I lived there only for a couple of years, and never learned to like it. I didn't see the New Orleans of the spring break frat boys on Bourbon Street or the quaint old buildings that reeked of southern gentility. I saw black New Orleans, a remnant of a slave past, a ghost of hatreds so rank and rampant that to this day they make you want to vomit.

Black New Orleans was segregated from the white. It was poor. And it too often wore a plantation-style mentality like a shroud. I was an army brat, raised in D.C., Germany, Maryland, Missouri. My parents were unapologetic 60s bourgeois strivers and pert-near psychotic in their insistence on three things: excellence to thwart the race hatred they saw all around them, controlled rage to keep the memories fresh, and arrogance in the knowledge that while the majority with all its power had done its best to dehumanize and belittle us--they had failed.

In New Orleans, I saw something completely different from the attitudes with which I was raised. Too often, blacks seemed to harbor hopelessness--belief that a shotgun in the ghetto was the best they could ever do until rescued from this vale of tears by Jesus. Where was the fight, I asked my young self? Where was the rage? They seemed downright frightened of white people.

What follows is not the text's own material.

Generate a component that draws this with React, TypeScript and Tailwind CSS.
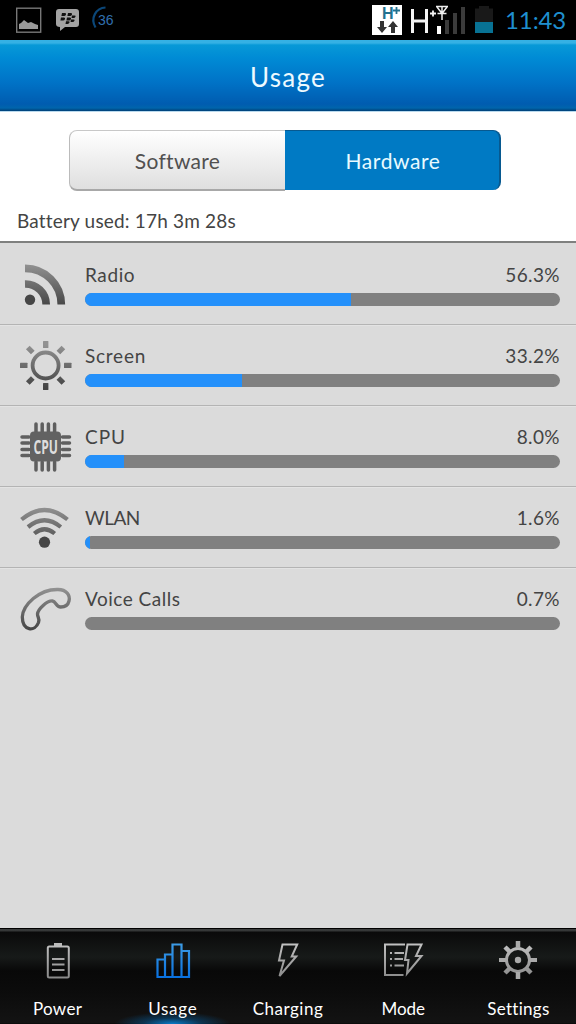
import type { ReactNode } from "react";

function StatusBar() {
  return (
    <header className="flex h-10 shrink-0 items-start bg-black">
      <svg width="120" height="40" viewBox="0 0 120 40" fill="none">
        <rect x="16.700" y="8.200" width="24" height="24" stroke="#777" strokeWidth="1.400" />
        <path d="M19 29v-5l2-1 3-3 4 3 3-1 2 1 2 1 3 1v4z" fill="#999" />
        <path d="M59 9h17q3 0 3 3v12q0 3-3 3H65l-5 4v-4q-4 0-4-3V12q0-3 3-3z" fill="#a3a3a3" />
        <g fill="#111">
          <path d="M62 13h3q1.500 0 1 1.500T64 16h-2.600zM68 13h3q1.500 0 1 1.500T70 16h-2.600zM61 17.500h3q1.500 0 1 1.500t-2 1.500h-2.600zM67 17.500h3q1.500 0 1 1.500t-2 1.500h-2.600zM72 15.500h2.500q1.500 0 1 1.300t-2 1.300h-2zM71 19.500h2.500q1.500 0 1 1.300t-2 1.300h-2zM66 21.300h2.500q1.500 0 1 1.300t-2 1.300h-2z" />
        </g>
        <path d="M105.500 7.500C96 8 90 18 95.500 27.500" stroke="#0b4779" strokeWidth="2.200" />
        <text x="98" y="25" fontFamily="Liberation Sans" fontSize="14" fill="#306fae" textLength="15.500">36</text>
      </svg>
      <svg className="ml-auto" width="136" height="40" viewBox="368 0 136 40" fill="none">
        <path d="M372 5h30v30h-30z" fill="#fff" />
        <text x="382" y="18.500" fontFamily="Liberation Sans" fontWeight="700" fontSize="16" fill="#23718f">H</text>
        <path d="M396.500 7v7M393 10.500h7" stroke="#23718f" strokeWidth="1.800" />
        <path d="M380 21h4v6h3l-5 6-5-6h3zM391 33h4v-6h3l-5-6-5 6h3z" fill="#333" />
        <path d="M412.500 9v24M426.500 9v24M412.500 21h14" stroke="#f4f4f4" strokeWidth="3" />
        <path d="M433 10.500v6M430 13.500h6" stroke="#f4f4f4" strokeWidth="1.800" />
        <path d="M436 6.500h12M437 7l5 6.500L447 7M442 6v14M437.500 13.500h9" stroke="#eee" strokeWidth="1.500" />
        <path d="M437 26h4v8h-4z" fill="#fff" />
        <path d="M445 20h4v14h-4zM453 13h4v21h-4zM461 7h4v27h-4z" fill="#3b3b3b" />
        <path d="M479 6h10v2.500h4V22h-18V8.500h4z" fill="#191919" />
        <path d="M475 22h18v11h-18z" fill="#087294" />
      </svg>
      <span className="mt-[4px] w-[72px] whitespace-nowrap pl-[1px] text-[24px] leading-[31px] tracking-[-0.1px] text-[#1f8fcf]">11:43</span>
    </header>
  );
}

function IconFrame({ children, id }: { children: ReactNode; id: string }) {
  return (
    <svg className="ml-[18px] mt-[15px] h-[54px] w-[56px] shrink-0" viewBox="18 259 56 54" fill="none">
      <defs>
        <linearGradient id={id} gradientUnits="userSpaceOnUse" x1="0" y1="264" x2="0" y2="307">
          <stop stopColor="#929292" />
          <stop offset="1" stopColor="#444" />
        </linearGradient>
      </defs>
      {children}
    </svg>
  );
}

const RadioIcon = () => (
  <IconFrame id="radio">
    <path d="M25 268.300A36.200 36.200 0 0 1 61.300 304.500M25 284A20.700 20.700 0 0 1 46.200 304.500" stroke="url(#radio)" strokeWidth="7.700" />
    <circle cx="30" cy="299.800" r="5.200" fill="#464646" />
  </IconFrame>
);

const ScreenIcon = () => (
  <IconFrame id="screen">
    <circle cx="45.600" cy="284.500" r="13" stroke="url(#screen)" strokeWidth="3.800" />
    <g fill="url(#screen)">
      <rect x="43" y="260" width="5.400" height="7" rx="0.500" />
      <rect x="43" y="302" width="5.400" height="7" rx="0.500" />
      <rect x="20" y="281.700" width="7.500" height="5.200" rx="0.500" />
      <rect x="64" y="281.700" width="7.500" height="5.200" rx="0.500" />
    </g>
    <path d="m27.800 266.500 5 5M63.400 266.500l-5 5M27.800 302l5-5M63.400 302l-5-5" stroke="url(#screen)" strokeWidth="5.200" />
  </IconFrame>
);

const CpuIcon = () => (
  <IconFrame id="cpu">
    <path d="M36 262v8M42.200 262v8M48.400 262v8M54.600 262v8M36 300v8M42.200 300v8M48.400 300v8M54.600 300v8M22 275h7M22 281h7M22 287.500h7M22 293.500h7M62.500 275h7M62.500 281h7M62.500 287.500h7M62.500 293.500h7" stroke="#5f5f5f" strokeWidth="3.500" strokeLinecap="round" />
    <rect x="30" y="269.500" width="31" height="30" rx="4" fill="#626262" />
    <text x="33.500" y="292" fontFamily="Open Sans" fontSize="19" fontWeight="700" fill="#dedede" textLength="24.500" lengthAdjust="spacingAndGlyphs">CPU</text>
  </IconFrame>
);

const WlanIcon = () => (
  <IconFrame id="wlan">
    <path d="M21.500 276.500Q44.500 257.500 67.500 276.500M28 284Q44.500 270.500 60.800 284M34.300 290.500Q44.500 282 54.700 290.500" stroke="url(#wlan)" strokeWidth="4.200" />
    <circle cx="44.500" cy="299.200" r="5.600" fill="#464646" />
  </IconFrame>
);

const PhoneIcon = () => (
  <IconFrame id="phone">
    <path d="M22.300 293C23 281 39 265 58 265.500C66.500 265.700 70.500 271 69 277C68 281.300 64.500 283 60.700 283C56 283 56 277.500 52.500 277C47 276.500 38 285 37.500 290C37.300 293 40 294 38.500 298.500C35 308 22.500 307 22.300 293Z" stroke="url(#phone)" strokeWidth="3.300" />
  </IconFrame>
);

const usage = [
  { name: "Radio", spacing: "tracking-[0.6px]", percent: "56.3%", width: 266, icon: <RadioIcon /> },
  { name: "Screen", spacing: "tracking-[0.75px]", percent: "33.2%", width: 157, icon: <ScreenIcon /> },
  { name: "CPU", spacing: "tracking-[1px]", percent: "8.0%", width: 39, icon: <CpuIcon /> },
  { name: "WLAN", spacing: "tracking-[-0.5px]", percent: "1.6%", width: 5, icon: <WlanIcon /> },
  { name: "Voice Calls", spacing: "tracking-[0.5px]", percent: "0.7%", width: 0, icon: <PhoneIcon /> },
];

function TabIcon({ name }: { name: string }) {
  return (
    <svg className="h-[52px] w-[60px]" viewBox="0 0 60 52" fill="none" stroke="url(#silver)" strokeWidth="2">
      <defs>
        <linearGradient id="silver" gradientUnits="userSpaceOnUse" x1="0" y1="11" x2="0" y2="50">
          <stop stopColor="#c8c8c8" /><stop offset="1" stopColor="#888" />
        </linearGradient>
        <linearGradient id="blue" gradientUnits="userSpaceOnUse" x1="0" y1="14" x2="0" y2="49">
          <stop stopColor="#3e9de6" /><stop offset="1" stopColor="#0870df" />
        </linearGradient>
      </defs>
      {name === "Power" && <>
        <rect x="19.800" y="17.500" width="21" height="31" rx="1.500" />
        <path d="M26 14h8v3h-8z" fill="#bbb" stroke="none" />
        <path d="M24 30h12.500M24 35.500h12.500M24 41h12.500" />
      </>}
      {name === "Usage" && <path d="M14.500 30.500h7.500V48h-7.500zM22 25.500h7.500V48H22zM29.500 15.500h9V48h-9zM38.500 22h7.500v26h-7.500z" stroke="url(#blue)" strokeWidth="2.200" />}
      {name === "Charging" && <path d="M24.500 15.500h14.700l-5.500 12h4.500L21.500 47l4.500-15.500h-5z" />}
      {name === "Mode" && <>
        <path d="M32 15.500H12V46h18.500M17 24h2M17 30h2M17 36.500h2M21.500 24H31M21.500 30H30M21.500 36.500H31" />
        <path d="M34.500 15.500h14L43 27h5.500L34 44.500l1.500-13.500h-3.500z" />
      </>}
      {name === "Settings" && <>
        <circle cx="30" cy="31" r="11.500" strokeWidth="3" />
        <circle cx="30" cy="31" r="3.200" fill="#aaa" stroke="none" />
        <path d="M30 12v7M30 43v7" stroke="#aaa" strokeWidth="4.500" />
        <path d="M11 31h7M42 31h7" stroke="#aaa" strokeWidth="4" />
        <path d="M17 18l5 5M43 18l-5 5M17 44l5-5M43 44l-5-5" strokeWidth="4.500" />
      </>}
    </svg>
  );
}

const tabs = [
  { name: "Power", spacing: "tracking-[0.35px]" },
  { name: "Usage", spacing: "tracking-[0.7px]" },
  { name: "Charging", spacing: "tracking-[0.5px]" },
  { name: "Mode", spacing: "tracking-[0px]" },
  { name: "Settings", spacing: "tracking-[0.3px]" },
];

export default function App() {
  return (
    <div className="flex h-[1024px] w-[576px] flex-col overflow-hidden bg-[#dbdbdb] font-[Lato,sans-serif] text-[#444]">
      <StatusBar />
      <div className="flex h-[72px] shrink-0 items-center justify-center border-b border-[#b9d9ed] bg-[linear-gradient(180deg,#35b1e4_0px,#35b1e4_3px,#0799d7_5px,#008bd5_18px,#0073c7_42px,#005cb0_64px,#0065ac_68px,#003f75_71px)]">
        <h1 className="pt-[2px] text-[26px] leading-8 tracking-[1.3px] text-[#eefaff]">Usage</h1>
      </div>
      <div className="h-[131px] shrink-0 border-b-2 border-[#7f807f] bg-white pt-[18px]">
        <div className="ml-[69px] flex h-[61px] w-[432px] text-[21px]">
          <button className="flex h-[61px] w-[216px] items-center justify-center rounded-l-lg border-b-2 border-l border-t border-b-[#a8a8a8] border-l-[#bbb] border-t-[#c8c8c8] bg-linear-to-b from-white to-[#dfdfdf] pt-[2px] tracking-[0.3px] text-[#505050]">Software</button>
          <button className="flex h-[60px] w-[216px] items-center justify-center rounded-r-lg border-r-2 border-t border-r-[#075990] border-t-[#075990] bg-[#007ac4] pl-[2px] tracking-[0.6px] text-[#e8faff]">Hardware</button>
        </div>
        <p className="mt-[18px] pl-[17px] text-[19px] leading-6 tracking-[0.18px]">Battery used: 17h 3m 28s</p>
      </div>
      <main className="flex-1 pt-px">
        {usage.map((item) => (
          <section key={item.name} className="flex h-[81px] border-b border-[#b4b4b4] shadow-[0_1px_0_#e3e3e3] last:border-transparent last:shadow-none">
            {item.icon}
            <div className="ml-[11px] w-[475px] pt-[19px]">
              <div className="flex h-[30px] items-start justify-between text-[19px] leading-6">
                <span className={item.spacing}>{item.name}</span>
                <span className="tracking-[0.4px]">{item.percent}</span>
              </div>
              <div className="h-[13px] overflow-hidden rounded-full bg-[#808080]">
                <div className="h-full bg-[#2490fa]" style={{ width: item.width }} />
              </div>
            </div>
          </section>
        ))}
      </main>
      <nav className="flex h-24 shrink-0 border-t border-black bg-[linear-gradient(180deg,#3b3d3d_0px,#343636_2px,#0a0a0a_3px,#171a19_28px,#080808_42px,#0b0b0b_60px,#131313_94px,#050505_95px)] text-[17px] text-white">
        {tabs.map((tab) => (
          <button key={tab.name} className={tab.name === "Usage" ? "flex flex-1 flex-col items-center bg-[radial-gradient(ellipse_58px_12px_at_50%_100%,#087bc8_0%,#06569180_50%,transparent_100%)]" : "flex flex-1 flex-col items-center"}>
            <TabIcon name={tab.name} />
            <span className={`mt-[16px] leading-6 ${tab.spacing}`}>{tab.name}</span>
          </button>
        ))}
      </nav>
    </div>
  );
}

But my parents had spared me the south's pre-civil rights viciousness, and offered me tools to counter it when it reared its head. So many of these folks -- exposed to nothing but that city's and that region's unrelenting brutality for generations -- had not been so blessed.

The Washington Post today reported a black woman in New Orleans saying, "To me, it just seems like black people are marked. We have so many troubles and problems."

Such words enrage me almost as much as a government that dares to dream of empire, yet is so incompetent it can't get water from point A to point B. They anger me almost as much as people who gleefully suffers a smirking, so-called leader with the arrogance and gall to lie bald-facedly before a TV camera that no one had anticipated what everyone in America knew--that Katrina could breach levees and flood the city.

Today, Eugene Robinson in The Washington Post quoted Donald Rumsfeld saying about Iraq, "while no one condones looting, on the other hand, one can understand the pent-up feelings that may result from decades of repression."

I don't hear a lot of that understanding for the black people of New Orleans. They have no food, no water, but the National Guard has been given orders to shoot to kill if they see someone walking out of a store with a case of sustenance. Well, they're just nigger looters. Not people deserving of compassion. Not people with no food or water; not people with nothing but generations of nothing to lose behind them.

The novel Bourbon Street was my hate letter to that city and all it represents to me about the worst in this country and its past. Instead of a black character desperate for acceptance, or one who destroys himself due to the vagueries of trying to live in the majority's world, I wrote one who dared to learn the majority's lessons, and gain what he wanted even if he had to destroy their world to get it.

Watching thousands of poor, black people march aimlessly around that devastated city while its government all but ignores them, I say "All hail Alex Moreau."